Pour le ”qui a fait quoi ?”, cet article d’actuabd explique plutôt pas mal le truc, illustration à l’appui : http://www.actuabd.com/Ruppert-Mulot-La-Grande-Odalisque
@jérôme : ah, c’est beau les auteurs BD qui se rencontrent ”à St Petersbourg puis à Bologne” :-)C’est une autre vie… Quoiqu’il en soit, merci pour le lien qui clarifie bien les choses en effet.
Rassure-toi, en cherchant bien, on doit bien trouver quelques auteurs parisiens crétins.
@Totoche : ah ben zut, je croyais naïvement que ”Parisien = crétin”. Alalalala, on est bête quand on est vieux.

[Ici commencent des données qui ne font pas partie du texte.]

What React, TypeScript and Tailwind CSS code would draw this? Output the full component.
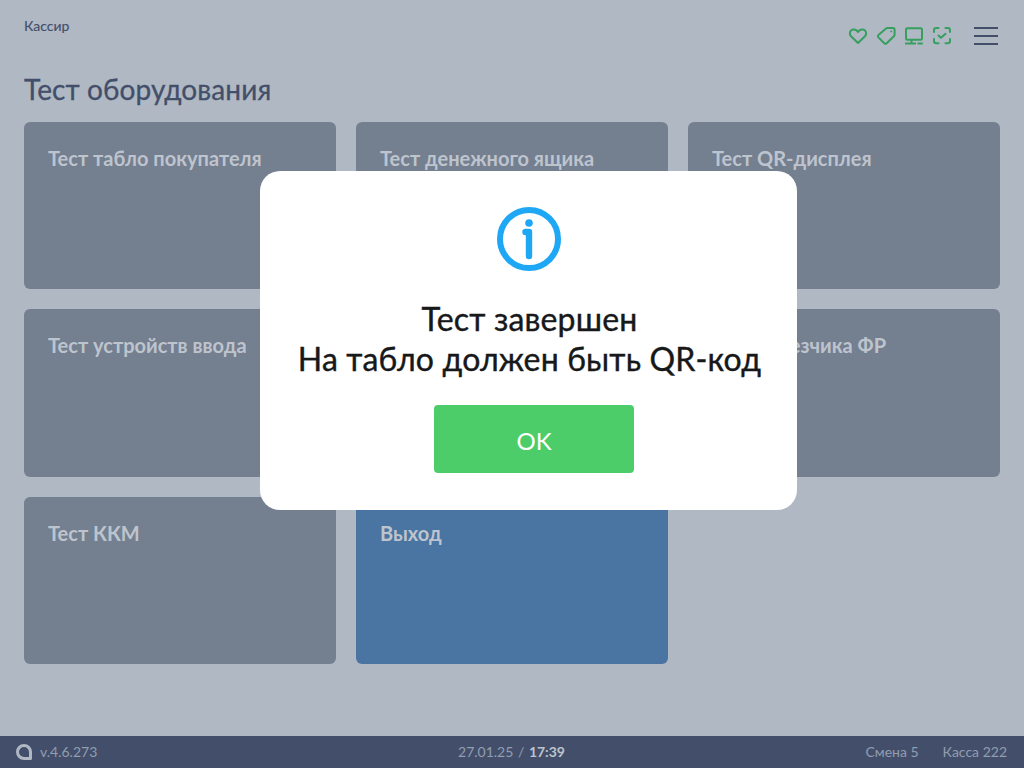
import React from 'react';

const cards = [
  { id: 1, name: 'Тест табло покупателя' },
  { id: 2, name: 'Тест денежного ящика' },
  { id: 3, name: 'Тест QR-дисплея' },
  { id: 4, name: 'Тест устройств ввода' },
  { id: 5, name: '' },
  { id: 6, name: 'Тест отрезчика ФР' },
  { id: 7, name: 'Тест ККМ' },
  { id: 8, name: 'Выход', exit: true },
];

const StatusIcons: React.FC = () => (
  <div className="flex items-center gap-2 text-[#369f5e]">
    <svg width="20" height="20" viewBox="0 0 20 20" fill="none" stroke="currentColor" strokeWidth="2" strokeLinejoin="round">
      <path d="M10 17 L3 10.2 C1 8 1.6 4.2 4.8 3.5 C7 3.1 9 4.2 10 6 C11 4.2 13 3.1 15.2 3.5 C18.4 4.2 19 8 17 10.2 Z" />
    </svg>
    <svg width="20" height="20" viewBox="0 0 20 20" fill="none" stroke="currentColor" strokeWidth="2" strokeLinejoin="round">
      <path d="M11.5 2 H17 C17.8 2 18.6 2.7 18.6 3.6 V8.5 C18.6 9.2 18.4 9.7 17.9 10.2 L10.7 17.2 C10 17.9 9 17.9 8.3 17.2 L2.4 11.4 C1.7 10.7 1.7 9.7 2.4 9 L9.8 2.7 C10.3 2.2 10.8 2 11.5 2 Z" />
      <circle cx="15.2" cy="5.4" r="0.9" fill="currentColor" stroke="none" />
    </svg>
    <svg width="20" height="20" viewBox="0 0 20 20" fill="none" stroke="currentColor" strokeWidth="2">
      <rect x="2" y="2.2" width="16" height="11.6" rx="1.4" />
      <path d="M7.5 13.8 V17.4 M1 17.4 H12 M13.4 17.4 H18.8" />
    </svg>
    <svg width="20" height="20" viewBox="0 0 20 20" fill="none" stroke="currentColor" strokeWidth="2" strokeLinecap="round" strokeLinejoin="round">
      <path d="M2 6 V4.2 C2 2.9 3 1.9 4.3 1.9 H6.5 M13.5 1.9 H15.7 C17 1.9 18 2.9 18 4.2 V6 M18 13 V15 C18 16.3 17 17.3 15.7 17.3 H13.5 M6.5 17.3 H4.3 C3 17.3 2 16.3 2 15 V13" />
      <path d="M6.5 9.5 L9 11.8 L13.5 7.8" />
    </svg>
  </div>
);

const App: React.FC = () => {
  return (
    <div className="relative flex h-[768px] w-[1024px] flex-col overflow-hidden bg-[#b0b8c4] font-['Lato','Noto_Sans',sans-serif]">
      <div className="flex-1 px-6">
        <div className="flex h-[68px] items-start justify-between">
          <span className="mt-[17px] text-sm leading-[17px] text-[#434f6a] [-webkit-text-stroke:0.15px_#434f6a]">Кассир</span>
          <div className="mr-[2px] mt-[26px] flex items-center">
            <StatusIcons />
            <div className="ml-[22px] flex w-6 flex-col gap-[6px]">
              <div className="h-0.5 bg-[#434f6a]" />
              <div className="h-0.5 bg-[#434f6a]" />
              <div className="h-0.5 bg-[#434f6a]" />
            </div>
          </div>
        </div>
        <h1 className="h-[54px] pt-1 text-[28px] leading-[34px] tracking-[0.1px] text-[#434f6a] [-webkit-text-stroke:0.3px_#434f6a]">Тест оборудования</h1>
        <div className="grid grid-cols-[312px_312px_312px] gap-x-5 gap-y-5">
          {cards.map(card => (
            <div
              key={card.id}
              className={`h-[167.3px] rounded-md px-6 pt-[23px] text-xl font-bold leading-[26px] text-[#bec4cd] ${card.exit ? 'bg-[#4a75a2]' : 'bg-[#747f90]'}`}
            >
              {card.name}
            </div>
          ))}
        </div>
      </div>

      <div className="flex h-8 items-center bg-[#434f6a] pl-4 pr-[17px] text-sm text-[#919db0]">
        <div className="flex w-[300px] items-center gap-2">
          <svg width="16" height="16" viewBox="0 0 16 16" fill="none">
            <path d="M8 1.5 A6.5 6.5 0 1 0 8 14.5 H14.5 V8 A6.5 6.5 0 0 0 8 1.5 Z" stroke="#b0b8c4" strokeWidth="3" strokeLinejoin="round" />
          </svg>
          <span>v.4.6.273</span>
        </div>
        <div className="flex-1 text-center">
          27.01.25 <span className="mx-px">/</span> <span className="font-bold text-[#bec4cd]">17:39</span>
        </div>
        <div className="flex w-[300px] justify-end gap-6">
          <span>Смена 5</span>
          <span>Касса 222</span>
        </div>
      </div>

      <div className="absolute left-[260px] top-[171px] flex h-[338.5px] w-[537px] flex-col items-center rounded-[20px] bg-white pt-9">
        <svg width="64" height="64" viewBox="0 0 64 64" fill="none">
          <circle cx="32" cy="32" r="29" stroke="#1ea7f4" strokeWidth="6" />
          <circle cx="32" cy="16" r="3.8" fill="#1ea7f4" />
          <path d="M28.5 25 H32 V49" stroke="#1ea7f4" strokeWidth="6.4" strokeLinecap="round" strokeLinejoin="round" />
        </svg>
        <div className="ml-[2px] mt-[28px] text-center text-[32px] leading-10 tracking-[0.16px] text-[#17181a] [-webkit-text-stroke:0.4px_#17181a]">
          <div>Тест завершен</div>
          <div>На табло должен быть QR-код</div>
        </div>
        <button className="ml-[11px] mt-[26px] h-[68px] w-[200px] rounded-[4px] bg-[#4ccd6a] pt-[3px] text-2xl text-white">OK</button>
      </div>
    </div>
  );
};

export default App;
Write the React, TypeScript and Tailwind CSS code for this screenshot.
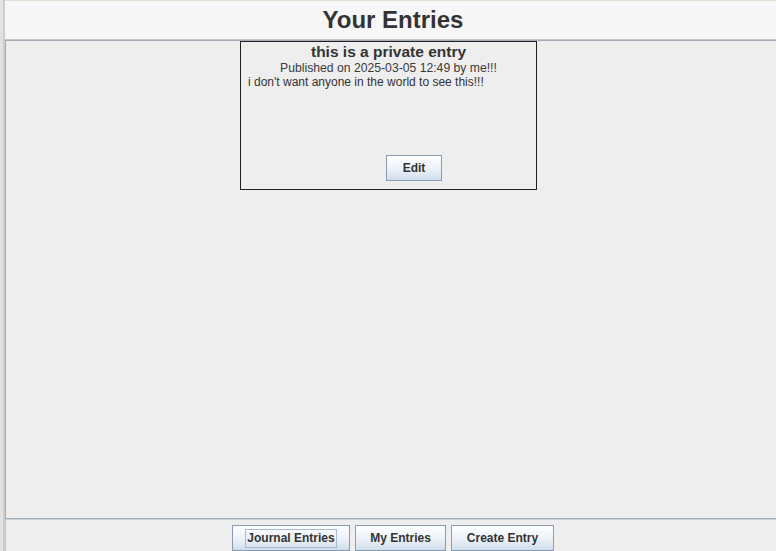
const font = { fontFamily: '"Liberation Sans", Arial, sans-serif' };

const btn =
  "h-[26px] border border-[#8a9bad] bg-gradient-to-b from-[#fdfeff] via-[#eef3f8] to-[#cfdeec] text-[12px] font-bold text-[#333333] flex items-center justify-center";

const EntryCard = () => {
  return (
    <div className="w-[297px] h-[149px] border border-[#222222] flex flex-col pt-[1px]">
      <p className="text-center text-[15.5px] leading-[18px] font-bold text-[#333333]">
        this is a private entry
      </p>
      <p className="text-center text-[12.2px] leading-[14px] text-[#3a3a3a]">
        Published on 2025-03-05 12:49 by me!!!
      </p>
      <p className="pl-[7px] text-[12px] leading-[14px] text-[#333333]">
        i don't want anyone in the world to see this!!!
      </p>
      <div className="mt-auto mb-[8px] ml-[145px]">
        <button className={`${btn} w-[56px]`}>Edit</button>
      </div>
    </div>
  );
};

export default function App() {
  return (
    <div className="w-[776px] h-[551px] overflow-hidden flex bg-[#eeeeee]" style={font}>
      {/* left strip from window behind */}
      <div className="w-[5px] h-full flex">
        <div className="w-[3px] h-full bg-[#e2e2e2]" />
        <div className="w-[2px] h-full bg-[#cdcdcd]" />
      </div>

      <div className="flex-1 flex flex-col min-w-0">
        <div className="h-[1px] bg-[#e6dcd2]" />
        {/* header */}
        <div className="h-[39px] bg-[#f7f7f7] border-b border-[#c4c7ca] flex items-center justify-center pl-[5px]">
          <h1 className="text-[24px] font-bold text-[#333333] leading-[28px]">Your Entries</h1>
        </div>

        {/* entries list */}
        <div className="h-[479px] border-t border-b border-l border-[#a2adb8] bg-[#eeeeee]">
          <div className="ml-[234px]">
            <EntryCard />
          </div>
        </div>

        {/* bottom nav */}
        <div className="flex-1 border-t border-[#c9d1d9] border-l border-l-[#c2c6ca] flex items-start justify-center gap-[5px] pt-[5px] pl-[4px]">
          <button className={`${btn} w-[118px] shrink-0`}>
            <span className="border border-[#a8bccf] px-[1px] leading-[17px]">Journal Entries</span>
          </button>
          <button className={`${btn} w-[91px] shrink-0`}>My Entries</button>
          <button className={`${btn} w-[103px] shrink-0`}>Create Entry</button>
        </div>
      </div>
    </div>
  );
}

@Totoche : tiens, ça m’a fait réfléchir… Est-ce que je traitais ”gratuitement” Ruppert & Mulot de ”parisien”. En fait, non. Le seul autre album que j’ai lu d’eux est explicitement parisien – il se passe à Paris avec des jeunes gens très parisiens etc… Et ici aussi, les personnages sont parisiens. Je ne pense pas avoir dérapé du coup.
@Li-An : Ouf, me voilà rassuré. :)
@Totoche Tannenen : c’est vrai que c’est assez facile – et jouissif, assumons nos défaut – de traiter un Parisien de Parisien.
C’est bien vrai, surtout quand il est intelligent ! ;)
(moi qui pensais jusqu’à présent que Ruppert et Mulot étaient Dijonnais…, ça me fait froid dans le dos).
@Totoche Tannenen : ah mais attention ! Le Parisien le plus insupportable est bien l’ancien provincial installé à la capitale ! J’espère qu’on va me prouver que Ruppert & Mulot n’ont jamais quitté le pays de la moutarde, histoire de mettre mon nez dans mon caca.
T’as viré les commentaires énervés :) ? chuis déçu , je m’attendais à un peu de pestacle :)
@olivier : ben ce n’était pas ”énervé”. C’étaient de grosses insultes sur mon travail d’un pauv gars en quête de reconnaissance. Et pas fichu de lire puisqu’il pense que je n’aime pas le travail de Ruppert & Mulot – il me semble que cette chronique est plutôt positive. Comme en plus il pleurait pour que je passe ses commentaires, il est même banni du site. Il a qu’à faire son blog.